SHORT TASK — Leaving the pictures out, print the lines from the first line of the listing through the line containing "const subs = ['환수 의견제출', '환수결과조회'];", exactly as they read, and no others.

RAW DATA —
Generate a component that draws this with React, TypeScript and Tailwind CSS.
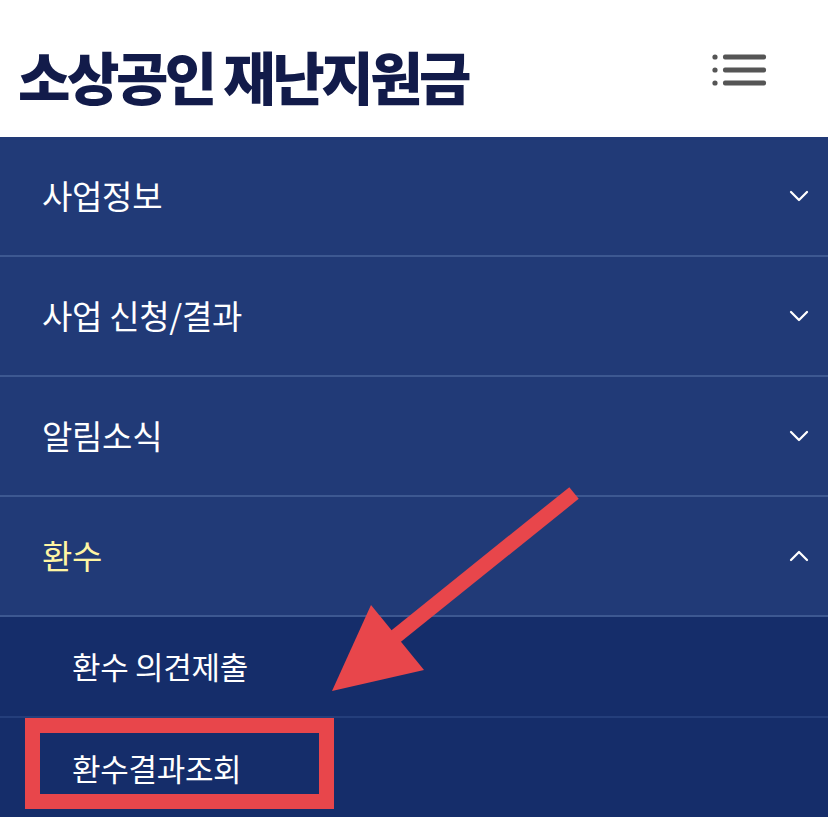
import { ChevronDown, ChevronUp } from 'lucide-react';

const font = { fontFamily: '"Noto Sans CJK KR", "Noto Sans", sans-serif' };

const menus = [
	{ label: '사업정보', open: false },
	{ label: '사업 신청/결과', open: false },
	{ label: '알림소식', open: false },
	{ label: '환수', open: true },
];

const subs = ['환수 의견제출', '환수결과조회'];

export default function App() {
	return (
		<div className="relative w-[828px] h-[817px] overflow-hidden bg-[#152d6a]" style={font}>
			<header className="h-[137px] bg-white flex items-center justify-between pl-[18px] pr-[60px]">
				<h1 className="text-[57px] font-black text-[#121b4a] tracking-[-3.5px] leading-none mt-[14px]">
					소상공인 재난지원금
				</h1>
				<svg width="56" height="34" viewBox="0 0 56 34" className="mt-[2px]">
					<circle cx="3" cy="4" r="2.6" fill="#555" />
					<circle cx="3" cy="17" r="2.6" fill="#555" />
					<circle cx="3" cy="30" r="2.6" fill="#555" />
					<rect x="11" y="1.5" width="43" height="5" rx="2" fill="#555" />
					<rect x="11" y="14.5" width="43" height="5" rx="2" fill="#555" />
					<rect x="11" y="27.5" width="43" height="5" rx="2" fill="#555" />
				</svg>
			</header>

			<nav className="bg-[#213a77]">
				{menus.map((m) => (
					<div
						key={m.label}
						className="h-[120px] flex items-center justify-between pl-[42px] pr-[13px] border-b-2 border-[#3d5891]"
					>
						<span className={`text-[33px] tracking-[-0.3px] ${m.open ? 'text-[#fff5a3]' : 'text-white'}`}>
							{m.label}
						</span>
						{m.open ? (
							<ChevronUp size={32} strokeWidth={1.7} className="text-white" />
						) : (
							<ChevronDown size={32} strokeWidth={1.7} className="text-white" />
						)}
					</div>
				))}
			</nav>

			<ul className="bg-[#152d6a]">
				{subs.map((s, i) => (
					<li
						key={s}
						className={`h-[101px] flex items-center pl-[72px] ${i === 0 ? 'border-b-2 border-[#243e7b]' : ''}`}
					>
						<span className="text-[31px] text-white tracking-[-0.3px]">{s}</span>
					</li>
				))}
			</ul>

			{/* annotation overlay */}
			<div className="absolute left-[25px] top-[718px] w-[309px] h-[91px] border-[15px] border-[#e8464b]" />
			<svg className="absolute left-0 top-0" width="828" height="817" viewBox="0 0 828 817">
				<line x1="574" y1="493" x2="395" y2="637" stroke="#e8464b" strokeWidth="15" />
				<polygon points="371,605 332,691 424,670" fill="#e8464b" />
			</svg>
		</div>
	);
}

SOLVED PROBLEM —
Generate a component that draws this with React, TypeScript and Tailwind CSS.
import { ChevronDown, ChevronUp } from 'lucide-react';

const font = { fontFamily: '"Noto Sans CJK KR", "Noto Sans", sans-serif' };

const menus = [
	{ label: '사업정보', open: false },
	{ label: '사업 신청/결과', open: false },
	{ label: '알림소식', open: false },
	{ label: '환수', open: true },
];

const subs = ['환수 의견제출', '환수결과조회'];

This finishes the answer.